10.3 The terms of office for Standing Committee members shall be for one year, commencing July 1st to June 30th of the following year.
10.4 The Executive may at any time appoint ad hoc committees, and provide for their terms of reference, membership, and duration. Ad hoc committees shall be automatically dissolved upon completion of their work, or one year after their formation, whichever comes sooner, unless their duration is extended by the Executive.
Article 11 Books and Records
11.1 The Executive shall ensure that all necessary books and records of the Association required by the Bylaws of the Association or by any applicable statute or law are regularly and properly kept.
11.2 All non-current books and records of the Association shall, on a regular basis, be deposited in the University Archives under such restrictions as may be determined by the Executive.
11.3 The books, records and minutes of the Association, of the Executive, and of any committees of the Association may be inspected by any Members, except for those items which the President or the Chair of a standing committee or the senior Staff Officer of the Association shall determine that
(i) such examination would be likely to violate the right to privacy of an individual; or
(ii) premature examination might put at risk the success of current negotiations or other business of the Association.
Dispute regarding applicability of (i) or (ii) shall be resolved by the Executive.
11.4 Such examination may be made in the Association Office during normal office hours during the week immediately prior to the Annual General Meeting, or at any other time and place which may be reasonably arranged following notice to the President.
Article 12 Financial Affairs
12.1 Signing officers for the Association shall be any two Officers, or one Officer and a permanent staff member of the Association.
12.2 The Treasurer shall report regularly to the Executive and to the members of the Association the current financial status of the Association and at the Fall Annual General Meeting shall present the financial statement of the previous fiscal year.
12.3 The fiscal year of the Association shall be from April 1 to March 31.
12.4 The books, accounts and records of the Association shall be reviewed annually by a qualified, external auditor, as approved by the membership at the Fall Annual General Meeting. A complete, proper, externally prepared statement of the standing of the books for the previous year shall be submitted to the subsequent Fall general meeting of the Association.
12.5 As soon as possible after the end of each fiscal year a copy of the externally prepared financial report shall be made available to interested members of the Association.
12.6 For the purpose of carrying out its objectives, the Association may borrow, raise or secure the payment of money in such manner as it deems advisable, and in particular, by the issue of debentures, but this power shall be exercised only under the authority of the Association, and in no case shall debentures be issued without the sanction of an extraordinary resolution of the Association at a general or special meeting called for that purpose.
12.7 Fees shall be established by the Executive and ratified at the Spring Annual General Meeting of the Association.

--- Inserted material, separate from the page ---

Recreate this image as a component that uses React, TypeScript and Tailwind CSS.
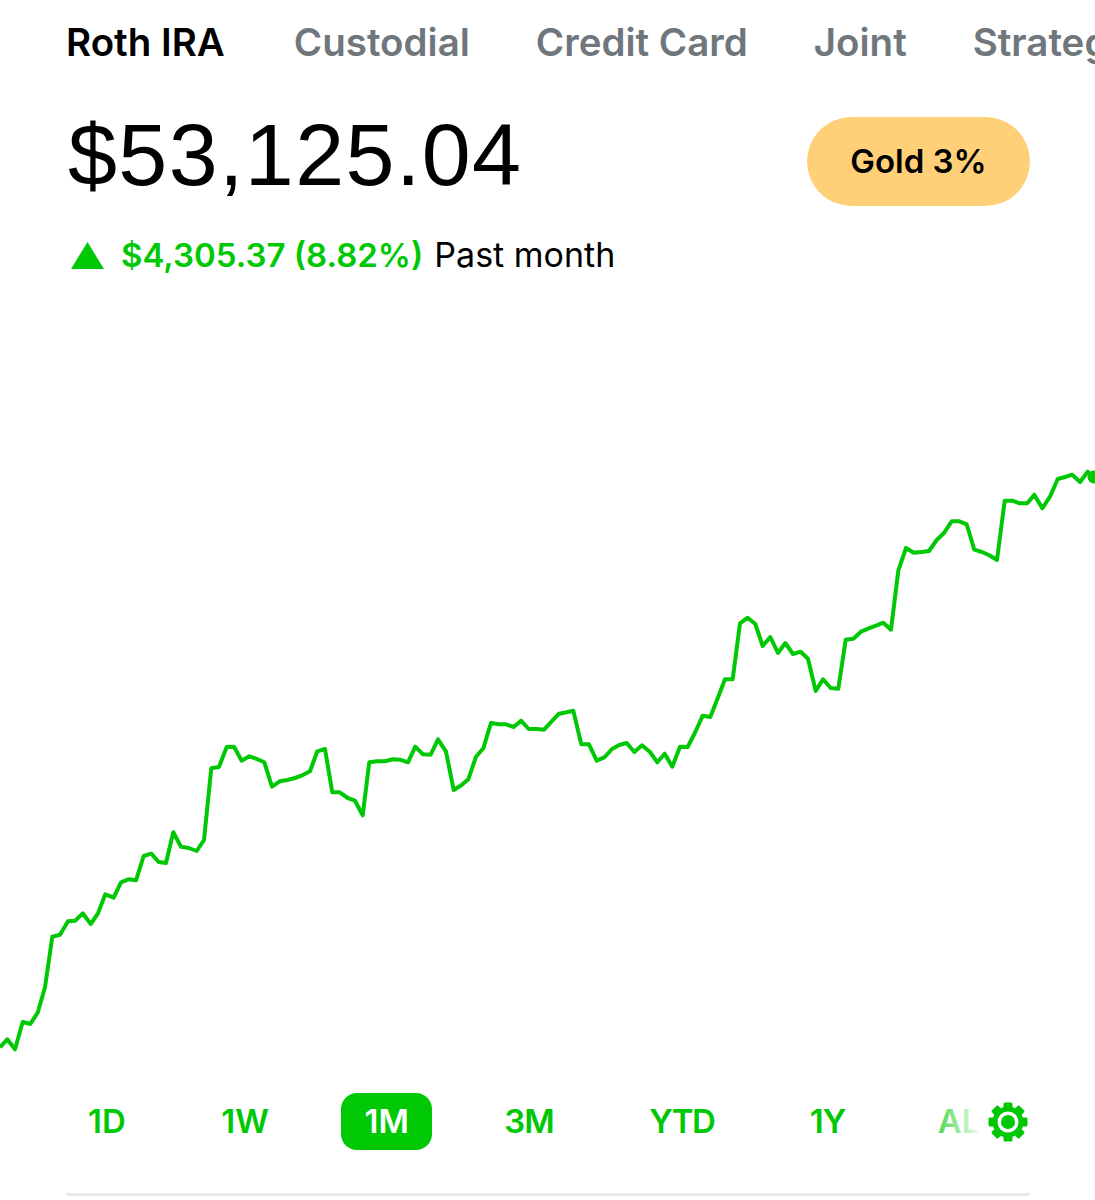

12.8 An expenditure of more than five thousand dollars ($5,000), not previously approved in the budget, must be approved by the membership.
Article 13 Amendments
13.1 These Bylaws may be rescinded, altered, or added to by extraordinary resolution of such members of the Association entitled to vote at a meeting of which written notice specifying the intention to propose the resolution as an extraordinary resolution has been duly given.
13.2 Notice of such extraordinary resolution to alter the Bylaws shall be given in writing to the President and communicated to the membership in accordance with Article 13.1 of these Bylaws.
13.3 A general or special meeting of the Association may, by majority vote, enact, amend, or repeal ordinary resolutions for its own governance, provided that such resolutions are not inconsistent with the provisions of these Bylaws.
Article 14 Management of Affairs
14.1 The Executive shall, subject to any bylaw or directions given to it by a majority vote at any general or special meeting properly called and constituted, have full control and management of the affairs of the Association.
14.2 The Executive may appoint, from the membership, persons to represent the Association on any and all standing or other committees that may be from time to time created, or to fill vacancies between elections.
14.3 The Executive may establish policies or procedures for managing the affairs of the Association including, but not so as to restrict the generality of this power, for the following matters: reimbursement of members of the Executive; and methods for conducting secure website voting. Such policies or procedures shall be published to the members when established.
14.4 The Executive members, and their heirs, executors and administrators, respectively, shall be indemnified and saved harmless out of the Association funds only from and against:
(i) all costs, charges, and expenses whatsoever such member sustains or incurs in or about any action, suit, or proceeding that is brought, commenced, or prosecuted against the member or in respect of any act, deed, matter or thing whatsoever, made, done or permitted in or about the execution of one's official duties;
(ii) all other costs, charges and expenses the member sustains or incurs in or about or in relation to the affairs of the Association, except such costs, charges and expenses as are occasioned by the member's own negligence or default, or failure to act honestly and in good faith in the management of the Association's affairs.
14.5 Protection and Indemnity of Directors and Officers
14.5.1 Each Officer holds office with protection from the Association. The Association indemnifies each Officer against all costs or charges that result from any act done in her/his role for the Association. The Association does not protect any Officers for acts of fraud, dishonesty, or bad faith.
14.5.2 No Officer is liable for the acts of any other Officer or employee. No Officer is responsible for any loss or damage due to the bankruptcy, insolvency, or wrongful act of any person, firm, or corporation dealing with the Association. No Officer is liable for any loss due to an oversight or error in judgment, or by an act in her/his role for the Association, unless the act is fraud, dishonesty, or bad faith.
14.5.3 Officers can rely on the accuracy of any statement or report prepared by the Association's auditor. Officers are not held liable for any loss or damage as a result of acting on that statement or report.
Article 15 Association Seal
15.1 Documents issued by the Association shall be certified with the seal of the Association at the discretion of the Executive. The seal shall be in such form as may be determined by the Executive. The Secretary shall have charge of the seal of the Association. The seal, whenever used, shall be authenticated by the signature of the Secretary and the President, or, in the case of the death or inability to act of either or both, by the Vice-President and/or Treasurer.
Article 16 Collective Agreements
16.1 The Association shall be the negotiating agent for its members regarding salaries, benefits, and terms and conditions of employment.
16.2 Each member shall be bound by any collective agreement entered into by the Association on behalf of the member.